6 Aprile 2023
il manifesto

La patria potestà non esiste più, ricordiamocelo

di Niccolò Nisivoccia


Il dibattito dei giorni scorsi intorno alle madri detenute è stato capace, in una volta sola, di infliggere due torti, e di infliggerli entrambi non solo alle donne, indipendentemente da qualunque discussione di natura femminista (quale che sia l’accezione di femminismo alla quale ciascuno preferisca accedere, essendo il femminismo molto variegato e plurale al proprio interno), ma anche a una visione aggiornata e moderna della società in cui dovremmo vivere, anche al di là degli orientamenti politici: un torto sostanziale, da un lato, riguardante il contenuto specifico della proposta di legge avanzata dalla Lega; un torto formale, ma formale solo in apparenza (e perciò non meno grave), da un altro lato, sotto l’aspetto delle parole da cui il dibattito è stato accompagnato, da ogni parte.

Il contenuto della proposta, in primo luogo. In realtà i commenti e le polemiche lo hanno quasi subito sopravanzato, come purtroppo succede troppo spesso: anzi, ormai ci siamo perfino abituati a capire poco di ciò di cui si parla, ci accontentiamo di opinioni precostituite senza più neppure pretendere, né dagli altri né da noi stessi, delle ricognizioni oggettive che ci consentano di capire le ragioni di un’opinione o di un’altra.
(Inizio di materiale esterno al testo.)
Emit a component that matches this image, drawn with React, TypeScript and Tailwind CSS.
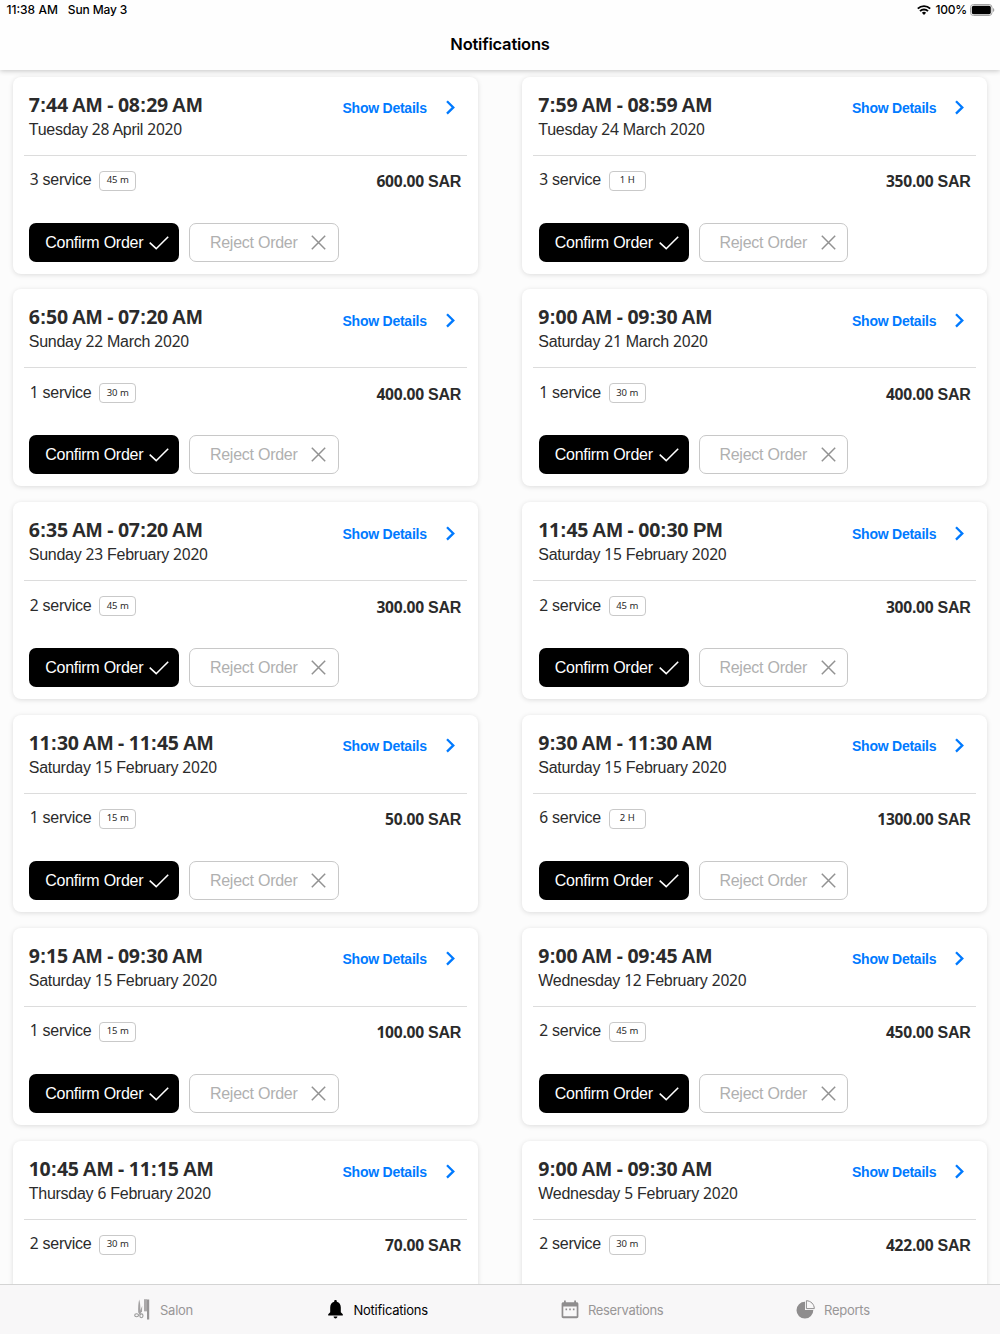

Maturiamo un’opinione sopra un fatto, ma per pura e semplice adesione all’opinione espressa da altri, in un circolo quasi sempre vizioso: e troppo spesso neppure noi sapremmo più dire, alla fine, in cosa consista o consistesse quel «fatto». Ed è successo, in una certa misura, anche in questo caso, perché alla proposta della Lega tutti hanno fatto riferimento senza mai riportarne il testo.

Tuttavia a risultare chiara, in questo caso, è quantomeno l’ispirazione da cui il testo è sorretto, perché a esplicitarla senza mezzi termini è stato il viceministro Edmondo Cirielli (non un soggetto qualsiasi, quindi, ma il viceministro degli Esteri, esponente della medesima maggioranza di cui fa parte la Lega): «Se una madre viene condannata e finisce in carcere le si deve togliere la patria potestà, visto che se si va in carcere vuol dire che si è commesso un reato grave punibile con almeno cinque anni». E qui il punto è questo: non dovrebbe appartenere a tutti, tanto più a chi rivendica a voce alta le proprie radici cristiane e cattoliche, la convinzione che nessuno di noi si risolve in un gesto compiuto, fosse anche il più efferato? Due versi di David Maria Turoldo, ad esempio, lo dicono meravigliosamente: «perché ogni uomo/è una infinita possibilità». Nessun gesto potrà mai esaurirci, perché ciascuno di noi porta sempre con sé un mondo molto più ampio, nelle sue potenzialità, di qualunque singola azione.

Ma in secondo luogo le parole. Tutti, non solo Cirielli, hanno parlato di “patria potestà”: in ogni sede, a destra come a sinistra, su tutti i giornali, dovunque. E qui il punto è questo: la «patria potestà», in Italia, non esiste più né come concetto né come espressione linguistica da quasi cinquant’anni. Non solo: da dieci anni, in relazione al rapporto fra genitori e figli non esiste più neppure la parola «potestà». Nel 1975 era stata la riforma del diritto di famiglia a sostituire la «patria potestà» con la «potestà genitoriale», per volontà di superamento sotto ogni profilo, anche linguistico, di un’idea di famiglia patriarcale, in favore di una famiglia che veda i genitori in una situazione di completa uguaglianza fra loro; e poi più di recente, nel 2012, è stata una riforma in materia di filiazione ad eliminare anche la parola “potestà”, a favore della parola “responsabilità”, che molto meglio esprime e restituisce la concezione di un rapporto che non impone solo, rispetto ai figli, «poteri» e «doveri» esercitati dall’alto, verticalmente, bensì è molto più complesso.

Continuare a parlare di «patria potestà», insomma, è semplicemente e gravemente scorretto. Ma cosa rivela, più nel profondo, questa scorrettezza? Quale rimozione tradisce, questa incapacità ad aggiornare e ad adeguare il nostro linguaggio? Rivela forse il desiderio, ancora pervasivo anche quando inespresso o addirittura combattuto, di una famiglia patriarcale o più in generale di una società autoritaria?

Vorrebbe dire che la legge ci cammina molto davanti, da questo punto di vista; e che noi da parte nostra non riusciamo ad affrancarci da modelli che dovrebbero essere lasciati al passato. Come se non lo confessassimo ma il linguaggio ci tradisse. Oppure non è così: ma allora vorrebbe dire che dovremmo imparare a parlare meglio, e correttamente.